The world is a continuity of train wrecks. And eventually we all die. We can engage in discourse all day, participate in the free press, have conversations on the internet, vote every year in November when Election Day arrives, but hardly do we ever look into ourselves and tackle fundamental questions about what it means to be a human being who lives on a planet where there is a possibility through human error or lack of empathy to blow itself up and then perish into nothingness. William Barrett perfectly reflected this during the fifties in his primer on Existentialism, Irrational Man, by saying "by this time widespread anxiety and even panic over the dangers of the atomic age; but the public soul-searching and stocktaking rarely, if ever, go the heart of the matter". The words of Barrett reflect the theme of this block.

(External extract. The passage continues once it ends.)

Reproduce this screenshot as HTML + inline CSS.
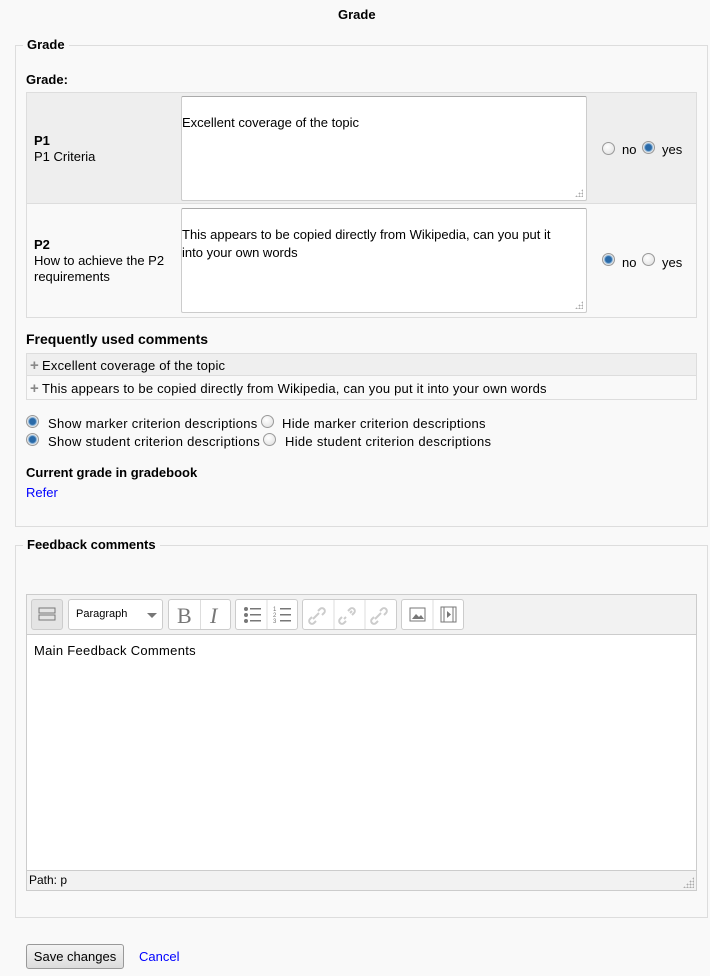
<!DOCTYPE html>
<html><head><meta charset="utf-8"><style>
*{box-sizing:border-box}
body{margin:0;width:710px;height:976px;background:#f9f9f9;font-family:"Liberation Sans",Arial,sans-serif;font-size:13px;color:#000;position:relative;overflow:hidden}
.a{position:absolute;white-space:nowrap}
.b{font-weight:bold}
.fs{position:absolute;border:1px solid #ddd}
.leg{position:absolute;background:#f9f9f9;padding:0 4px;font-weight:bold}
.ta{position:absolute;background:#fff;border:1px solid #ccc;border-top-color:#aaa;border-radius:2px;padding:20px 0 0 0;line-height:18px;white-space:nowrap}
.r{position:absolute;width:13px;height:13px;border-radius:50%;border:1px solid #999;background:radial-gradient(circle at 40% 35%,#fff,#ddd)}
.r.on{background:radial-gradient(circle,#2a6aa8 0 3px,#8fb8dc 4px,#e8e8e8 5px)}
.btn{position:absolute;top:599px;height:31px;border:1px solid #ccc;border-radius:3px;background:#fff}
.blue{color:#00f}
.pl{display:inline-block;width:12px;color:#888;font-weight:bold;font-size:15px}
.grip{position:absolute;right:3px;bottom:3px;width:8px;height:8px;background:radial-gradient(circle,#aaa 0.8px,transparent 1px) 0 0/3px 3px;clip-path:polygon(100% 0,100% 100%,0 100%)}
</style></head><body>
<div class="a b" style="left:338px;top:7px">Grade</div>

<div class="fs" style="left:15px;top:45px;width:693px;height:482px"></div>
<div class="leg" style="left:23px;top:37px">Grade</div>
<div class="a b" style="left:26px;top:72px">Grade:</div>

<div class="a" style="left:26px;top:92px;width:671px;height:226px;border:1px solid #ddd"></div>
<div class="a" style="left:27px;top:93px;width:669px;height:111px;background:#eee;border-bottom:1px solid #ddd"></div>
<div class="a b" style="left:34px;top:133px">P1</div>
<div class="a" style="left:34px;top:149px">P1 Criteria</div>
<div class="ta" style="left:181px;top:96px;width:406px;height:105px;padding-top:17px">Excellent coverage of the topic<div class="grip"></div></div>
<div class="r" style="left:602px;top:142px"></div><div class="a" style="left:622px;top:142px">no</div>
<div class="r on" style="left:642px;top:141px"></div><div class="a" style="left:662px;top:142px">yes</div>

<div class="a b" style="left:34px;top:237px">P2</div>
<div class="a" style="left:34px;top:253px">How to achieve the P2</div>
<div class="a" style="left:34px;top:269px">requirements</div>
<div class="ta" style="left:181px;top:208px;width:406px;height:105px;padding-top:17px">This appears to be copied directly from Wikipedia, can you put it<br>into your own words<div class="grip"></div></div>
<div class="r on" style="left:602px;top:253px"></div><div class="a" style="left:622px;top:255px">no</div>
<div class="r" style="left:642px;top:253px"></div><div class="a" style="left:662px;top:255px">yes</div>

<div class="a b" style="left:26px;top:331px;font-size:14px">Frequently used comments</div>
<div class="a" style="left:26px;top:353px;width:671px;height:47px;border:1px solid #ddd"></div>
<div class="a" style="left:27px;top:354px;width:669px;height:22px;background:#efefef;border-bottom:1px solid #ddd"></div>
<div class="a" style="left:30px;top:357px;letter-spacing:0.2px"><span class="pl">+</span>Excellent coverage of the topic</div>
<div class="a" style="left:30px;top:380px;letter-spacing:0.2px"><span class="pl">+</span>This appears to be copied directly from Wikipedia, can you put it into your own words</div>

<div class="r on" style="left:26px;top:415px"></div><div class="a" style="left:48px;top:416px;letter-spacing:0.3px">Show marker criterion descriptions</div>
<div class="r" style="left:261px;top:415px"></div><div class="a" style="left:282px;top:416px;letter-spacing:0.3px">Hide marker criterion descriptions</div>
<div class="r on" style="left:26px;top:433px"></div><div class="a" style="left:48px;top:434px;letter-spacing:0.3px">Show student criterion descriptions</div>
<div class="r" style="left:263px;top:433px"></div><div class="a" style="left:285px;top:434px;letter-spacing:0.3px">Hide student criterion descriptions</div>

<div class="a b" style="left:26px;top:465px">Current grade in gradebook</div>
<div class="a blue" style="left:26px;top:485px">Refer</div>

<div class="fs" style="left:15px;top:545px;width:693px;height:373px"></div>
<div class="leg" style="left:23px;top:537px">Feedback comments</div>

<div class="a" style="left:26px;top:594px;width:671px;height:297px;border:1px solid #ccc;background:#fff"></div>
<div class="a" style="left:27px;top:595px;width:669px;height:40px;background:#f2f2f2;border-bottom:1px solid #ccc"></div>
<div class="btn" style="left:31px;width:32px;background:#e4e4e4"><svg width="30" height="29"><g fill="none" stroke="#777"><rect x="7" y="8" width="16" height="5"/><rect x="7" y="15" width="16" height="5"/></g></svg></div>
<div class="btn" style="left:68px;width:95px"><span class="a" style="left:7px;top:8px;font-size:11px">Paragraph</span><span class="a" style="left:78px;top:13px;border:5px solid transparent;border-top-color:#777"></span></div>
<div class="btn" style="left:168px;width:63px"><span class="a" style="left:8px;top:3px;font:22px 'Liberation Serif',serif;color:#777">B</span><span class="a" style="left:31px;top:0;width:1px;height:29px;background:#ddd"></span><span class="a" style="left:41px;top:3px;font:italic 22px 'Liberation Serif',serif;color:#777">I</span></div>
<div class="btn" style="left:235px;width:63px"><svg width="62" height="29"><g fill="#777"><circle cx="10" cy="9" r="2"/><circle cx="10" cy="15" r="2"/><circle cx="10" cy="21" r="2"/><rect x="14" y="8" width="11" height="1.5"/><rect x="14" y="14" width="11" height="1.5"/><rect x="14" y="20" width="11" height="1.5"/><rect x="44" y="8" width="11" height="1.5"/><rect x="44" y="14" width="11" height="1.5"/><rect x="44" y="20" width="11" height="1.5"/></g><line x1="31" y1="0" x2="31" y2="29" stroke="#ddd"/><text x="37" y="11" font-size="6" fill="#777">1</text><text x="37" y="17" font-size="6" fill="#777">2</text><text x="37" y="23" font-size="6" fill="#777">3</text></svg></div>
<div class="btn" style="left:302px;width:95px"><svg width="94" height="29"><g fill="none" stroke="#ccc" stroke-width="2"><path d="M10 19l6-6m-3 8l-2 2a2.5 2.5 0 0 1-4-4l2-2m6-6l2-2a2.5 2.5 0 0 1 4 4l-2 2"/><path d="M41 19l2-2m4-4l2-2m-6 10l-2 2a2.5 2.5 0 0 1-4-4l2-2m6-6l2-2a2.5 2.5 0 0 1 4 4l-2 2"/><path d="M72 19l6-6m-3 8l-2 2a2.5 2.5 0 0 1-4-4l2-2m6-6l2-2a2.5 2.5 0 0 1 4 4l-2 2"/></g><line x1="31" y1="0" x2="31" y2="29" stroke="#ddd"/><line x1="62" y1="0" x2="62" y2="29" stroke="#ddd"/></svg></div>
<div class="btn" style="left:401px;width:63px"><svg width="62" height="29"><rect x="8" y="8" width="15" height="13" fill="none" stroke="#777"/><path d="M10 19l4-5 3 3 2-2 3 4z" fill="#777"/><line x1="31" y1="0" x2="31" y2="29" stroke="#ddd"/><rect x="39" y="7" width="15" height="15" fill="none" stroke="#777"/><line x1="42" y1="7" x2="42" y2="22" stroke="#777"/><line x1="51" y1="7" x2="51" y2="22" stroke="#777"/><path d="M45 11l4 3.5-4 3.5z" fill="#777"/></svg></div>
<div class="a" style="left:34px;top:643px;letter-spacing:0.3px">Main Feedback Comments</div>
<div class="a" style="left:27px;top:870px;width:669px;height:20px;background:#f2f2f2;border-top:1px solid #ccc"><div class="grip" style="right:2px;bottom:2px;width:11px;height:11px"></div></div>
<div class="a" style="left:29px;top:873px;font-size:12px">Path: p</div>

<div class="a" style="left:26px;top:944px;width:98px;height:25px;border:1px solid #999;border-radius:3px;background:linear-gradient(#f4f4f4,#dcdcdc);text-align:center;line-height:23px">Save changes</div>
<div class="a blue" style="left:139px;top:949px">Cancel</div>
</body></html>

Symptoms of  social discontent are best discovered through a culture's collective psyche. Anticipation and judgements about the pernicious fate humanity confronts vary according to geographical demographics , adding to the fruitless and complex task of universal explanation of human existence.  My own reaction to the milieu I'm living through is affected by a combination of news media, what I witness through my vocation in a public institution under constant attack by defenders of  malicious social inequality, ethical intuition developed from my progressive liberal arts education at a public university, not to mention a personal absorption of  art, music, and literature with a reflective and critical view of the planet, results feeling like I am watching present history unfold  through the initial events of each recent crisis that constitutes the logical end of mankind. But then I realize the wheels have been set in motion as it is Space Odyssey 2001 long before our current epoch; human nature has charted  the history of human civilization -a narrative of carnage and brief peace  -  begins when a pack of  primates discover  bones could be used as weapons when fighting rival packs. Since the advent of civilization, our logical end, conjured up when our ability to reason utilizes a few basic skills of critical thinking when pondering about the history of civilization, a succession of technological progress that amounts of to a gradual march towards our self-descructive banishment from the planet. 
Modern civilization continues where the primates left off. Has the result been a perennial reaction of resentment of the weak and oppressed  as Nietzsche suggests in The Genealogy of Morals, evident now in the twenty-first century  as any other period in modern history?